A few of the greatest thinkers in recent history have had their say. They all disagree. They all elbow and push and jostle for position. The cosmic Wal-Mart is loud, frightening, depressing and quite scary at times.

Their ideas were controversial, but they fought for them. They knew that not all of them were right. Reason alone tells us that. The battle is to decide who will be the arbiter of truth. Who gets to decide? Who gets to define truth?

Well, in a sense, you do.

You are the only person who can decide, ultimately, and finally, what your definition of truth is. Woah, you say; what about all that junk about exclusive truth you wrote about a few weeks ago that ruffled so many feathers?

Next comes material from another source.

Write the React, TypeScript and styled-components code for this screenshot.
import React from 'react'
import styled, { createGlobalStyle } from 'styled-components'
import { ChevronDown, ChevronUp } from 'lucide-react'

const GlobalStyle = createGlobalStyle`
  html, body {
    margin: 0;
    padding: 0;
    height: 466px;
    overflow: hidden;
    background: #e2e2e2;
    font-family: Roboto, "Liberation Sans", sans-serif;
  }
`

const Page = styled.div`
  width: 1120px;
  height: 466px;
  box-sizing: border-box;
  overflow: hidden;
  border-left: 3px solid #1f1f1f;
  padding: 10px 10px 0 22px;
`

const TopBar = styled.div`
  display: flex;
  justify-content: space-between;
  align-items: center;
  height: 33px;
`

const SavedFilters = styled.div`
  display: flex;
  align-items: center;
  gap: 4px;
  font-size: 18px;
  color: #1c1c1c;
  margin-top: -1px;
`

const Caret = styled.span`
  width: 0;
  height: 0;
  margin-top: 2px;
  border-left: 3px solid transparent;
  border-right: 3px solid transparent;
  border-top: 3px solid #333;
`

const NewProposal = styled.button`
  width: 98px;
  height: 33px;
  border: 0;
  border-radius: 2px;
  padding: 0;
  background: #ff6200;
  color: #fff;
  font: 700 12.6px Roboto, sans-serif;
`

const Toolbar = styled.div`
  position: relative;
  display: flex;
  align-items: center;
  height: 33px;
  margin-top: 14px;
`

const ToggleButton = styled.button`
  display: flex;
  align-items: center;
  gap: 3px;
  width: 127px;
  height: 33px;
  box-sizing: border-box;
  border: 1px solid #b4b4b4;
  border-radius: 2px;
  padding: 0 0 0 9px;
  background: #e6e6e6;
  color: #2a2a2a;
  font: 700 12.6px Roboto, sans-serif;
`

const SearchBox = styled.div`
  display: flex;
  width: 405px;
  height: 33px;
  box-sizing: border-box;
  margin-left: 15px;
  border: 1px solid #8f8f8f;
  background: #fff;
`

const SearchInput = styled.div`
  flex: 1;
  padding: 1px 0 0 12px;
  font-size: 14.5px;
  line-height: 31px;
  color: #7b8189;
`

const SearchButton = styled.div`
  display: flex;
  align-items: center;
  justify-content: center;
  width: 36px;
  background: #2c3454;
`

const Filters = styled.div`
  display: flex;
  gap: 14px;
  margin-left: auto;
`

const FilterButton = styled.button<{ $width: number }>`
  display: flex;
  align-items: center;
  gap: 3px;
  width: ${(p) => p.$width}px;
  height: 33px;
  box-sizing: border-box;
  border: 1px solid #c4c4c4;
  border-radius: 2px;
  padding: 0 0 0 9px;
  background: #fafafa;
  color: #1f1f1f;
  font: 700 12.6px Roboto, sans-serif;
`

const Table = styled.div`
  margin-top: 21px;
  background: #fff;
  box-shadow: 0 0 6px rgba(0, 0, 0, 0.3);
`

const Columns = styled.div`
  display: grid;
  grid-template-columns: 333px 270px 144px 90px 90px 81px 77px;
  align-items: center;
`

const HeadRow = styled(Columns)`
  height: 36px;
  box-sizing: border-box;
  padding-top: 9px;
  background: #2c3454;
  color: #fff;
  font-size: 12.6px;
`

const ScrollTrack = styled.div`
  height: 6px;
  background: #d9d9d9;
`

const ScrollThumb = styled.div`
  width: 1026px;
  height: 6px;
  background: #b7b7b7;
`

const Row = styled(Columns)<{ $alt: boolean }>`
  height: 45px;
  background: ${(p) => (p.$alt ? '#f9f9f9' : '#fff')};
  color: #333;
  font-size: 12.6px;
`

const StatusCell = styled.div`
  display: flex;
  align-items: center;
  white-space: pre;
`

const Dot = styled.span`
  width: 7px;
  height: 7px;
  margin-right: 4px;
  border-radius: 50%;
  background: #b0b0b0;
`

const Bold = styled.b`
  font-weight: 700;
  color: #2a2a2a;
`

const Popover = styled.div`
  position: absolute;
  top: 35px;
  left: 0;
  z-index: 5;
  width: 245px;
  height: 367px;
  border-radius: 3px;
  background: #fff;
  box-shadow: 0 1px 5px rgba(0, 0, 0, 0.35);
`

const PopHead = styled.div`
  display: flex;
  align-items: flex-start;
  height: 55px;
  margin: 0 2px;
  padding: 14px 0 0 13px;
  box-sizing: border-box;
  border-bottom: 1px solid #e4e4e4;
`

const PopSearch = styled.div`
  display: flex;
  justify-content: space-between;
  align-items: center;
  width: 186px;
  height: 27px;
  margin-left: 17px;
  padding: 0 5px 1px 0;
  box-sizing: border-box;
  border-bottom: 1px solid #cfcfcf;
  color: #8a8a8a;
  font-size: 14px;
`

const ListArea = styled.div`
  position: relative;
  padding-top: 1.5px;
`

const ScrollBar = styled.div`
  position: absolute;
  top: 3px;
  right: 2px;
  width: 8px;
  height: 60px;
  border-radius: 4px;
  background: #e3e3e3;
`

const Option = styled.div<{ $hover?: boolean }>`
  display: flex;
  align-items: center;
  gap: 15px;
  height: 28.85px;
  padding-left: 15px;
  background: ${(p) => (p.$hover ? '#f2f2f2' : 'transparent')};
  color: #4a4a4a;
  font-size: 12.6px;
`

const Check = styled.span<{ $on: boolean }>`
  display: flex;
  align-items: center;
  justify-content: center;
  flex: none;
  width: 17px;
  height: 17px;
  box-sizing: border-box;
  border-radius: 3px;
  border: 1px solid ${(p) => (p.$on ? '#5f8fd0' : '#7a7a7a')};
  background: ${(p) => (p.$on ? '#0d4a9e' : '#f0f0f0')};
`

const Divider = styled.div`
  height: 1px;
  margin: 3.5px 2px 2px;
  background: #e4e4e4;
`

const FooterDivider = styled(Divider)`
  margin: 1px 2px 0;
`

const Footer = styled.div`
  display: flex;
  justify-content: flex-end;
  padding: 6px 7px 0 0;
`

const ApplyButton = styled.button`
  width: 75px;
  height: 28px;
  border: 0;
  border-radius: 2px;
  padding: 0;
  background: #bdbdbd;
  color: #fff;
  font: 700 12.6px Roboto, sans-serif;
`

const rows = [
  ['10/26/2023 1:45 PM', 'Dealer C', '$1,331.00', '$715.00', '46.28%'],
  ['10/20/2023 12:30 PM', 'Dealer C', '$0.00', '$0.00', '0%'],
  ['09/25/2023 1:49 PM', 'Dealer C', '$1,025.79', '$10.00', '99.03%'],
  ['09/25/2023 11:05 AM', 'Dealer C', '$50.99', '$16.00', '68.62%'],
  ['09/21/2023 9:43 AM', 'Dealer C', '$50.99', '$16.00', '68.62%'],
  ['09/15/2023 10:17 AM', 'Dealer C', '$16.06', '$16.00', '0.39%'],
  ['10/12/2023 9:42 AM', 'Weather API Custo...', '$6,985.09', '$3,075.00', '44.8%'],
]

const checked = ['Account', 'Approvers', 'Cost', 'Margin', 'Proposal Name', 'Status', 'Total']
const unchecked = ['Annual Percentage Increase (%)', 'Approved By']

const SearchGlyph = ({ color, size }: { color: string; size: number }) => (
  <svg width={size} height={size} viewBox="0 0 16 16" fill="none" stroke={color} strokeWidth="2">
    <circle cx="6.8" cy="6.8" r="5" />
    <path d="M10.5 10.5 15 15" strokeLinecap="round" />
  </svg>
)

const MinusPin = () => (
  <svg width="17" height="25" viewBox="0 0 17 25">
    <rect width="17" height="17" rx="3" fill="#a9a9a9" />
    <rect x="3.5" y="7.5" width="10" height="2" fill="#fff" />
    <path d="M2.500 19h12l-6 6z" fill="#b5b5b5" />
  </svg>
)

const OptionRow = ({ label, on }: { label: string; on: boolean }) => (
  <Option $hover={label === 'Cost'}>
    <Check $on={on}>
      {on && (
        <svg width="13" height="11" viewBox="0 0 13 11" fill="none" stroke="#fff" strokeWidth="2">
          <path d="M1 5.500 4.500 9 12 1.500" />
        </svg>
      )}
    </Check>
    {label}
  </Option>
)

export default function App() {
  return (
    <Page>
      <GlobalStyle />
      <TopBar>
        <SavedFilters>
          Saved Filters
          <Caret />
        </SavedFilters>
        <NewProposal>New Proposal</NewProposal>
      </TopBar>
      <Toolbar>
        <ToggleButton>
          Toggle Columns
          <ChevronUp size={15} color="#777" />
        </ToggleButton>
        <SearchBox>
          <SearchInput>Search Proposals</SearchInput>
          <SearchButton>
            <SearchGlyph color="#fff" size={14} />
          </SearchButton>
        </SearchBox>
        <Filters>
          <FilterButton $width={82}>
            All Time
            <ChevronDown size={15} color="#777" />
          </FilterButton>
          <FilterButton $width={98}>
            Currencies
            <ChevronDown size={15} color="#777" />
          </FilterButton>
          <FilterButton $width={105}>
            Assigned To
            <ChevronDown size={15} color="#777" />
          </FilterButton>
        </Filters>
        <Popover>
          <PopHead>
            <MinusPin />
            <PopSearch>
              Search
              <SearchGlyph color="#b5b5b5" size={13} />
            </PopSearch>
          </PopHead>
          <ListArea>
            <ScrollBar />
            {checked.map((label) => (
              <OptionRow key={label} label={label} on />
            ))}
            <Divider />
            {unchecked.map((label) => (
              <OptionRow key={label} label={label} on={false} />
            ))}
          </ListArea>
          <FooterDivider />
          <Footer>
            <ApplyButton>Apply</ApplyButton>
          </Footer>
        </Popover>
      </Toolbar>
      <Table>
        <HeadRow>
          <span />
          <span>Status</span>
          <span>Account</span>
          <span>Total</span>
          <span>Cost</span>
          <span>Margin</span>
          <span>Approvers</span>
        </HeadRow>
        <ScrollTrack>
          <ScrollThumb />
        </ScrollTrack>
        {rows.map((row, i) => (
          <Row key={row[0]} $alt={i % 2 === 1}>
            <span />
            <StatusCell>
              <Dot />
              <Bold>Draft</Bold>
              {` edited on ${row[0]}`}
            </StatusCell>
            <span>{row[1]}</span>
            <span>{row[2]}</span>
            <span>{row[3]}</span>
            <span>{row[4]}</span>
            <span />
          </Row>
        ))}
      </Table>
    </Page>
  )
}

Truth is exclusive. And therefore your decision about what is true matters – if you make the wrong choice, cosmic Wal-Mart is a pretty violent place. The universe will beat you up if you do not live according to what is exclusively true. Just give it a try – climb to the top of the fourth floor in A building and drop your iPhone out the window. Gravity will not forgive you for doubting.

So, ultimately you are the arbiter of truth in your world, but there are consequences (or just sequences).

Now, to bring this full circle: The University of the Fraser Valley, like many other schools, is engaged in a conversation – the same conversation that Leo (Lev), Freud, Søren, Friedrich and ol’ Burty were in. You are in it too, whether you like it or not.

This conversation will not stop, it has been raging for millennia and will continue. What I love about this whole notion of education is that we get to keep the conversation going. We get to debate these things, knowing the vastness of the implications and the greatness of the challenge. The desire for knowledge and for the wisdom of how to use it propels us on and on.

What is so beautiful about the university is that we are all (supposed to be) here for the same purpose; to acquire knowledge. Quite naturally, the scrum starts up pretty quick. Perhaps I threw one too many elbows in my time here, but hey, who can blame me? Truth is at a premium, and the aisles of cosmic Wal-Mart are pretty crowded.